— Autumm Caines (@Autumm) February 16, 2016
This is the fifth week of #digciz chats, chats about digital citizenship specifically in higher ed. If you have not been following, (wait have you not been following?), Autumm Caines and I decided to have these open weekly chats because she is working on a freshman seminar course on digital citizenship and I am working with faculty exploring digital identity and digital citizenship. We saw an opportunity to work through our ideas and find out what is already happening on this stage.
We’ve had the honor of having people pop in every week and contribute to conversation, and in last week’s Twitter chat, talk about lurking and the need for time to think before responding, led to the idea of having a slow chat.

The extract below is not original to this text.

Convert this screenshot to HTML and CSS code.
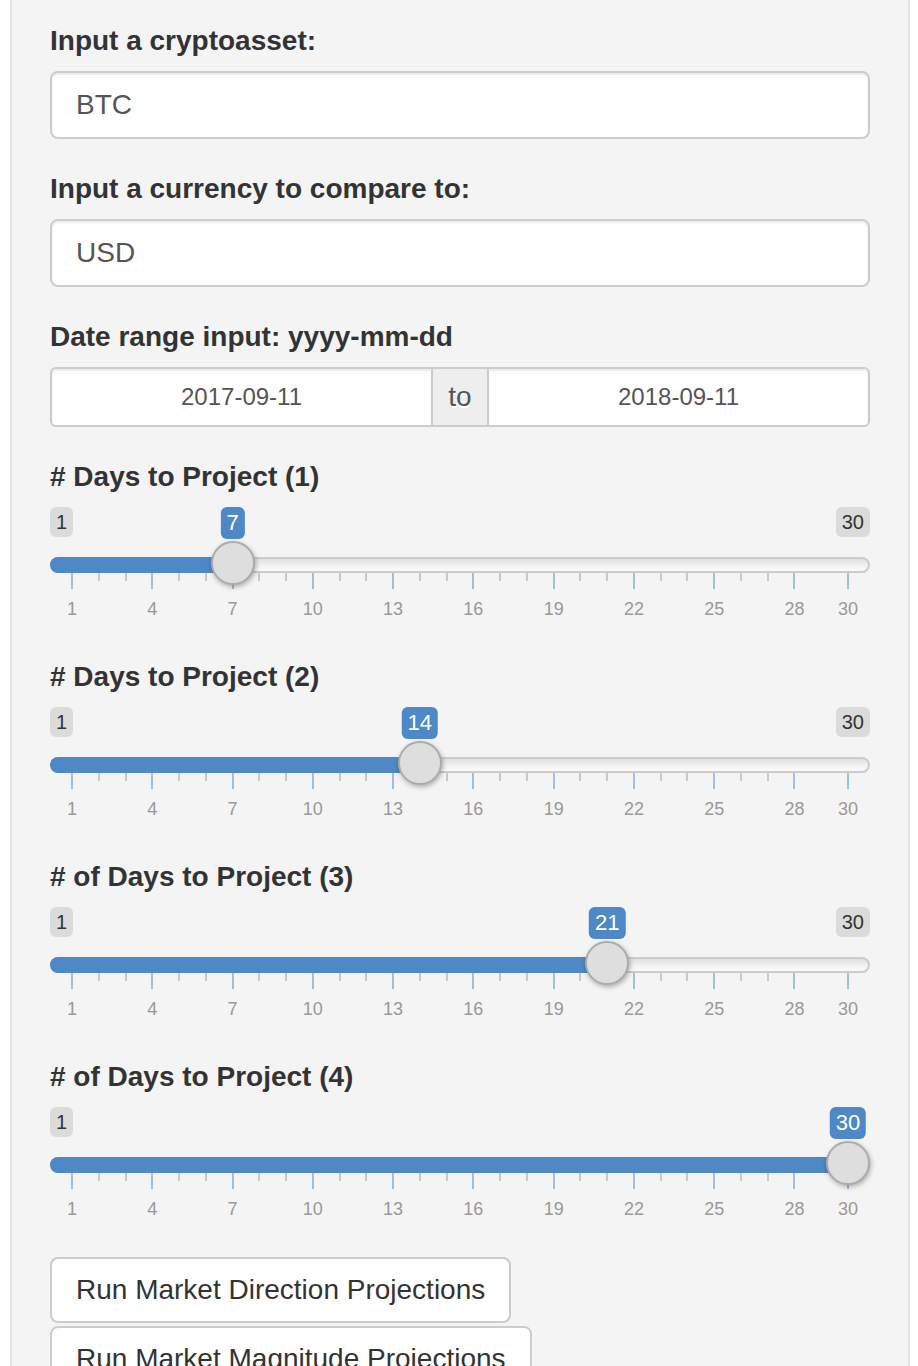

I must say that thoughts of slow cooked meat immediately came to my mind (and still remain) as I think about how a chat over a day/date happens.
This week we have a Google Hangout scheduled, to discuss where to go from here with our #digciz discussions. We will still carry on with the GHO Wednesday, February 24th at 1pm (CST) / 2pm (EST), but we hope to let the slow chat simmer throughout the day, looking at digital citizenship through the lens of what David White describes as visitors and residents. How do these different modes of engagement on the web influence what being a responsible digital citizen means? How can looking at the varying modes of engagement help us to understand what we mean by digital citizen? How will people engage in this conversation, and how many will we know about? Is that important?
We hope you have time to check out #digciz on February 24th, during all/any time zones, and join in.